Niceness is a trait which I find so boring, yet consistently strive to be. Everyone likes a person who is friendly, agreeable, nice. Yet being likable often requires us to stifle our opinions, or risk losing the approval of at least one person. How can we be honest with ourselves and others if we hide our true feelings to win approval? Is being likable really worth sacrificing our values and character? Niceness has more to do with perception and how we are seen than how we truly are. Often we confuse niceness with kindness, but while it is kind to tell the truth, it may not always be nice to do so. There is a subtle distinction between the two.
On this topic, Anne Wilson Schaef writes:
“As women, we have been trained to be nice. We do ‘nice’ things for people, we say ‘nice’ things, and we are ‘nice’. Many of us fear that if we stop being nice, we have to become nasty. Having become bored with our niceness, many of us have experimented with nasty.
For those of us trying to get clearer with ourselves and others, we have discovered that our niceness is intimately linked with our dishonesty. If we want to be more honest, we have to be willing to let go of our ‘niceness.’ In letting go of our niceness, we find ourselves becoming more honest. Getting honest about ourselves and our lives is an essential step toward health. To be more honest, we also have to give up being chicken and put ourselves out there.”

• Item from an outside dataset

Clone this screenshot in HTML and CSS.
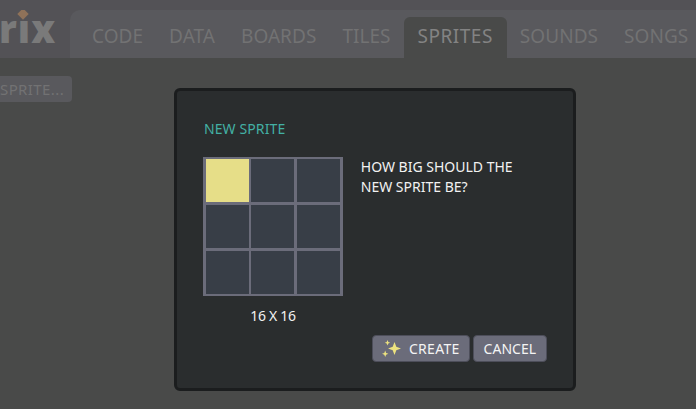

It is hard to let go of our training. Our whole lives, starting from when we are small, it is ingrained in us to be nice. Overcoming lifelong programming is no small feat easily accomplishable overnight, but instead takes time and practice. Niceness often demands that we conceal our true feelings in order to put others first. When we do this enough though, we eventually lose sight of ourselves. We deny ourselves until there is little left. Honesty requires us to be brave and put ourselves out there, as Anne says. We risk losing people’s approval, but if they don’t like us for who we really are, then what is the point? Anyone who takes a stand for what they believe in will gain a few enemies. No one can be liked by everyone. At its heart, niceness is well-disguised selfishness, because it’s really all about us. How we are perceived, what people think about us, whether we are likable or not. It has little to do with how we actually treat people or our true nature and character. Niceness does not adequately reflect our values, but rather suppresses them in order to appease others. It’s time we put our niceness aside in favor of some real honesty.